Though it is being released in English-language markets late in its distribution plan, the film was originally recorded with the English cast and animated to its performance. Osborne credits animation supervisor Jason Boose and character TD supervisor Hidetaka Yosumi with getting emotion-based performances.

“We weren’t relying on things animation typically relies on to tell the story,” says Osborne. “It was really Jason and Hide Yosumi, who worked … to make sure the characters were rigged enough that they could do the delicate performances necessary.”

With the little girl in nearly every shot and her mother being extremely important characters, Osborne says the production actively recruited women animators, eventually getting a team that was about 35 percent female.

“We really wanted to have a real physical understanding of what a little girl looks and feels like,” he says.

The English version of the film premiered at Cannes last year, followed by dubbed releases in markets ranging from France and Italy to Brazil, Mexico, China and Japan.
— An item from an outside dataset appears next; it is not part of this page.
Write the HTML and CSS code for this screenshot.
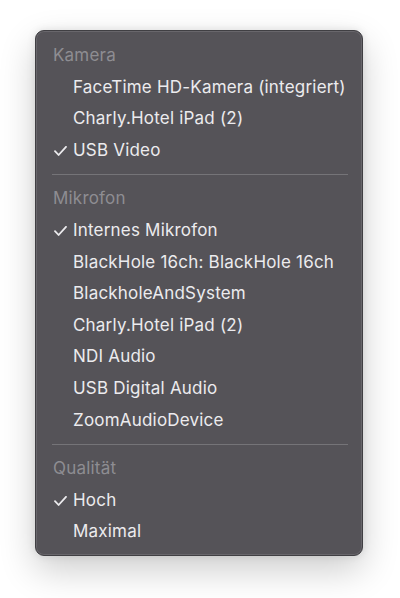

It’s earned about $80 million so far, without having opened in an English-speaking market.

The United States distribution rights were acquired by Paramount late last year, giving the movie its long-awaited English-language debut when it’s released March 18.

Osborne says he’s excited to see the original version of the movie released at last and hopes it’s received as well as it has been in other markets.

“People think it’s impossible (to adapt) and then they come out of the movie in tears and say, ‘How did you do this?’” he says. “I really wanted the movie to be a conversation. I wanted people who loved the book feel like the movie treated the book with respect and care.”